■ **TO BE DONE**:
In the material below, the lines containing the word "components" are required; copy each of them.

■ **RECORDED DATA**:
## begin

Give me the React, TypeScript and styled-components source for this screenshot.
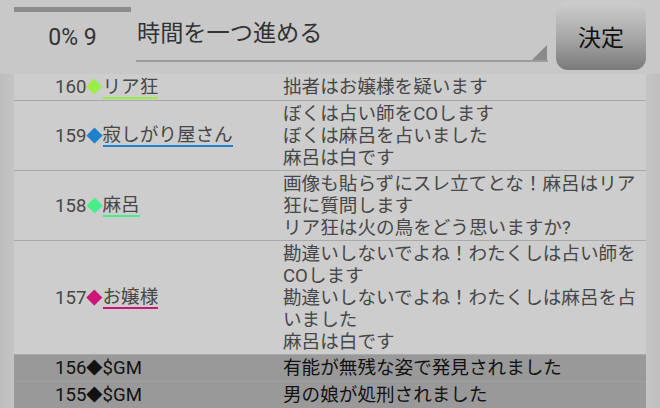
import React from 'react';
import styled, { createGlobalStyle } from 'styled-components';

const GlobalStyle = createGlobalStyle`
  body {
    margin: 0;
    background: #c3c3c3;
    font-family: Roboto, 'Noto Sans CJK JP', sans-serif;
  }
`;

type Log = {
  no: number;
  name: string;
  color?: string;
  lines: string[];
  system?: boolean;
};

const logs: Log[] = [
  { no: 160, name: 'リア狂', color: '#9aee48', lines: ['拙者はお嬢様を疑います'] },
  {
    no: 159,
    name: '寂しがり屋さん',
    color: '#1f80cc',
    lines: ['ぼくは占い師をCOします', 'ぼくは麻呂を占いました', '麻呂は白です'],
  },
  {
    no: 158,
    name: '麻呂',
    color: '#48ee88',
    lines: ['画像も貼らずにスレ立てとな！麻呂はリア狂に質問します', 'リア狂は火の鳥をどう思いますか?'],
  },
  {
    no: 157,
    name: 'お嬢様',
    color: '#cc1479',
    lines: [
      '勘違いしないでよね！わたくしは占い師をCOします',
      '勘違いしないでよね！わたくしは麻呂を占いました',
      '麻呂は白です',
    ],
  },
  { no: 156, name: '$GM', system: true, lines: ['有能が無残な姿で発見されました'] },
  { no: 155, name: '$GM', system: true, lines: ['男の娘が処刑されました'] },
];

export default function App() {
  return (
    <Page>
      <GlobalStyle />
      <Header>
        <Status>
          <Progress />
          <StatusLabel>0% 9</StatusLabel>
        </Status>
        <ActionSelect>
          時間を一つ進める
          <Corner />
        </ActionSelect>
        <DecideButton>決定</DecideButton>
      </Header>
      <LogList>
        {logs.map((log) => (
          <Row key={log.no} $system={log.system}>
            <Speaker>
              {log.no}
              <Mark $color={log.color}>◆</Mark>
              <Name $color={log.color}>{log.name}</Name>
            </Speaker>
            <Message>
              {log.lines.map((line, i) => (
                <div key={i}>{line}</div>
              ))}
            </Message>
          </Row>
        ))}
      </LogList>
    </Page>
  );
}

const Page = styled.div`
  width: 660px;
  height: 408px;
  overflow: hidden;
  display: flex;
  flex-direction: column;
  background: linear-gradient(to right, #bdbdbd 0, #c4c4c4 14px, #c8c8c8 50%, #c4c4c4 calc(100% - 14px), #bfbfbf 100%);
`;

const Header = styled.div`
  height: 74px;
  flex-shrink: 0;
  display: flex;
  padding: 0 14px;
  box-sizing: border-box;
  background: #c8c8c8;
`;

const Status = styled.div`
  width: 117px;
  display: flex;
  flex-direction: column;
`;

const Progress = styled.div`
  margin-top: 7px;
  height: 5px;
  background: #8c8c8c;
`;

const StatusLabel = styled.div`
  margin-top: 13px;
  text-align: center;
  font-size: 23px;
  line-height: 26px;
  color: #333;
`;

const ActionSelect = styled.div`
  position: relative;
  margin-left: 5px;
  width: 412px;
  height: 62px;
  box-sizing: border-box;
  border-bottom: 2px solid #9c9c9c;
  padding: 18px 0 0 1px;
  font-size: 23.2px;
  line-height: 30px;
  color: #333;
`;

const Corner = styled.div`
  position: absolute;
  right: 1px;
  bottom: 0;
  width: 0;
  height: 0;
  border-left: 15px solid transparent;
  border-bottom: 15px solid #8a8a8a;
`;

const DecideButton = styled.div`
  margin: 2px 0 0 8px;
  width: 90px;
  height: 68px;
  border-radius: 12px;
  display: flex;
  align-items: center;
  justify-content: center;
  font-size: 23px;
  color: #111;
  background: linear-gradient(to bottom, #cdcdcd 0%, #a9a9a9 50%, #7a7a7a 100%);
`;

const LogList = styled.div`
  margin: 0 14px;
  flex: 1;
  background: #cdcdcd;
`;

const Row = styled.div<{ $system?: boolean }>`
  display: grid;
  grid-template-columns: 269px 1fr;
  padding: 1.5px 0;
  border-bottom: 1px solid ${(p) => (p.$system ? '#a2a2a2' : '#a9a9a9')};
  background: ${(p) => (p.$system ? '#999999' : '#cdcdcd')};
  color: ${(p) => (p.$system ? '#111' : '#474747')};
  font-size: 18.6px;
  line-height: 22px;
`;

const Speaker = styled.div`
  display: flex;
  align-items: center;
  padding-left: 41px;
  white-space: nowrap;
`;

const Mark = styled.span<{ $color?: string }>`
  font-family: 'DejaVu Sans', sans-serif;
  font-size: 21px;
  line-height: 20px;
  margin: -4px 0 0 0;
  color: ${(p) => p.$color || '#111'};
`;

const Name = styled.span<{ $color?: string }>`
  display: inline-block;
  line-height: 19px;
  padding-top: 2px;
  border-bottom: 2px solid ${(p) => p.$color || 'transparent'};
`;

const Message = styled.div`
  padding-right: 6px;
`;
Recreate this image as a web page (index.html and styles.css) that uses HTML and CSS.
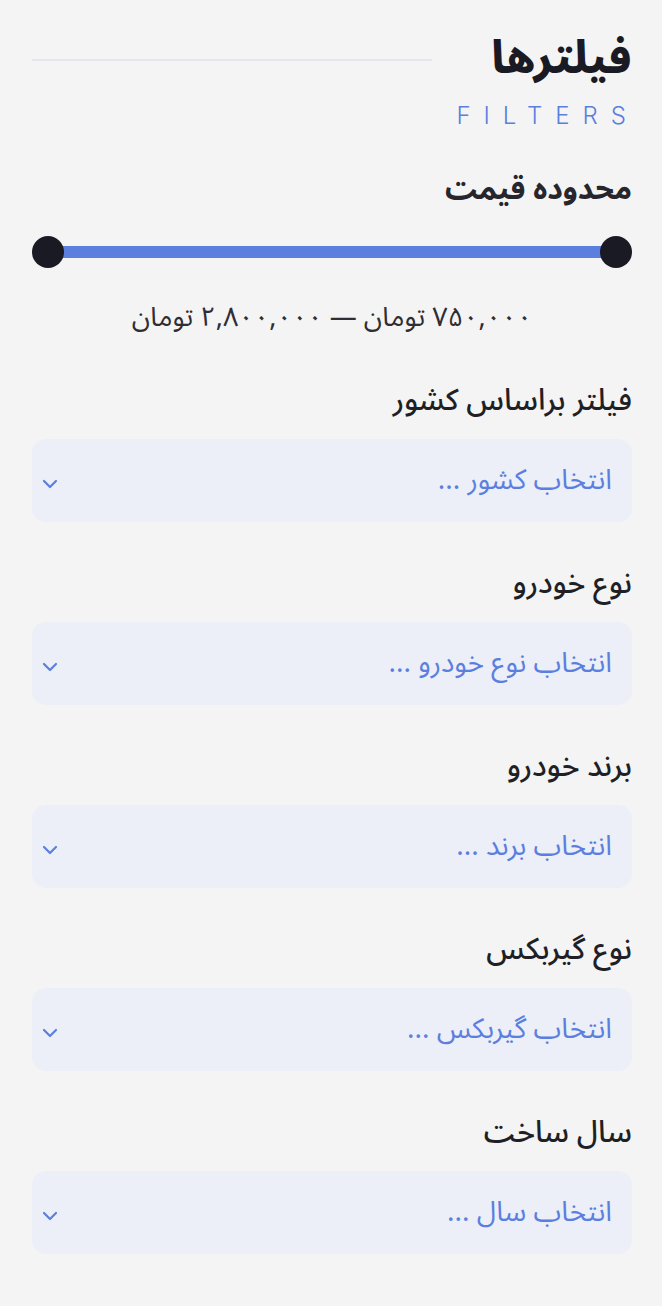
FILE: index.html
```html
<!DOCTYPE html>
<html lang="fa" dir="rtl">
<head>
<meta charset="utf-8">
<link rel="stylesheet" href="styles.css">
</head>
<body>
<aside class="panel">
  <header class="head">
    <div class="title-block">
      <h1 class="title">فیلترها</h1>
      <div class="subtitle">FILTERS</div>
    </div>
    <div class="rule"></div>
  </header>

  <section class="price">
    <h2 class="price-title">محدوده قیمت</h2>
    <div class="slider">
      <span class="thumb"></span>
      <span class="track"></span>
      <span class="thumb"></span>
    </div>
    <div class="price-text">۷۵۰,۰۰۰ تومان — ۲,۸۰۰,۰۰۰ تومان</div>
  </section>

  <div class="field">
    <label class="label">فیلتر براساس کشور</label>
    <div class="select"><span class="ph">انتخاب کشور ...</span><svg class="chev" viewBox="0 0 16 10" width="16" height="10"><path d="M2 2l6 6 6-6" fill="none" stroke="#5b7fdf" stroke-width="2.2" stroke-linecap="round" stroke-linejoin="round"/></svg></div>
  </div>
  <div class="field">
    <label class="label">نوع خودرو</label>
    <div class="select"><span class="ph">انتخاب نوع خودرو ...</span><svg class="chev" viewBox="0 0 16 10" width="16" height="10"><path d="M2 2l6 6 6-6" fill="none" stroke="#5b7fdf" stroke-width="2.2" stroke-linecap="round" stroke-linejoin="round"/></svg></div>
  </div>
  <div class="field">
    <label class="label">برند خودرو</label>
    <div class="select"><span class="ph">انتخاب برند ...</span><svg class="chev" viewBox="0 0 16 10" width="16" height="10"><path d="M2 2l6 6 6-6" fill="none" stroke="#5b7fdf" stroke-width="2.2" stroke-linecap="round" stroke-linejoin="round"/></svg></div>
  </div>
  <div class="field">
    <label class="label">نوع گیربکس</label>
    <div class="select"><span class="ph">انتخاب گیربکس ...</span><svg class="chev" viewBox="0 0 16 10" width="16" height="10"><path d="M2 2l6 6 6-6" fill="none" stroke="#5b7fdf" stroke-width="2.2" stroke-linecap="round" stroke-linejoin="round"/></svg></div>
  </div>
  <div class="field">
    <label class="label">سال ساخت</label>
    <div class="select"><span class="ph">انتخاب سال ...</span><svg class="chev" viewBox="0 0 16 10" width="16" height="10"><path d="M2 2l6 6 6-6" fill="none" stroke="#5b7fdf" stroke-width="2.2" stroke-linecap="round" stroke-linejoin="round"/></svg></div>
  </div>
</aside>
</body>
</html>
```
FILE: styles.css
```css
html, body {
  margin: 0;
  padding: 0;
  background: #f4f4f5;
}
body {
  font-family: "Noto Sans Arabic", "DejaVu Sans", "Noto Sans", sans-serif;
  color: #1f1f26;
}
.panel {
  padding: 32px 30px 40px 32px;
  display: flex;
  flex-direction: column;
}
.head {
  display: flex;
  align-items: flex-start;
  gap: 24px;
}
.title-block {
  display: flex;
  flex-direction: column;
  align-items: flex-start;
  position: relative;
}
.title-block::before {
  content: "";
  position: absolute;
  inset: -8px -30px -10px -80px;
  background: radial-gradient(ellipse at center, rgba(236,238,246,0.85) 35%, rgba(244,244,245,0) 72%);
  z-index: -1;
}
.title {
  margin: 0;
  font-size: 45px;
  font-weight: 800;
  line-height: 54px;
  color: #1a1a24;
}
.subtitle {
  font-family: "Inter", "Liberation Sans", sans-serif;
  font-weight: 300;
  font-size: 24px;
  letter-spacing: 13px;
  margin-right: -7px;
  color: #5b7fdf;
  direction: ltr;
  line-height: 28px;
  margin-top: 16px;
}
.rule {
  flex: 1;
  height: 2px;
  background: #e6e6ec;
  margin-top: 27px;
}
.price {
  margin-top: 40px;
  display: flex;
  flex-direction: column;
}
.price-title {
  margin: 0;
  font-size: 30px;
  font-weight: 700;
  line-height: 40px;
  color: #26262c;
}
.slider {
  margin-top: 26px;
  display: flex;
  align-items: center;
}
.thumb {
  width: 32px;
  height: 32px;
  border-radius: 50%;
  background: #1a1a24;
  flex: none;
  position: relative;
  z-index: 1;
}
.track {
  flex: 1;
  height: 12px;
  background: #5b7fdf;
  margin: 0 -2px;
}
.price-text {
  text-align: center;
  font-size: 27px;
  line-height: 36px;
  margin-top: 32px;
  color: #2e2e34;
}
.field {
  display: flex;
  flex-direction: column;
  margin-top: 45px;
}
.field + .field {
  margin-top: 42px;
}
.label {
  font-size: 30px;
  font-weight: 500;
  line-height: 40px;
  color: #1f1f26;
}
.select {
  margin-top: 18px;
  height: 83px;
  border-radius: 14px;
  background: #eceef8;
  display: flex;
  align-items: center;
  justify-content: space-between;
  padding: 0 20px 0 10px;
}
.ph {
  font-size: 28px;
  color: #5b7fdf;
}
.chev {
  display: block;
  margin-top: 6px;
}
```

## end

■ **RESPONSE TO THIS EXERCISE**:
Give me the React, TypeScript and styled-components source for this screenshot.
import styled, { createGlobalStyle } from 'styled-components';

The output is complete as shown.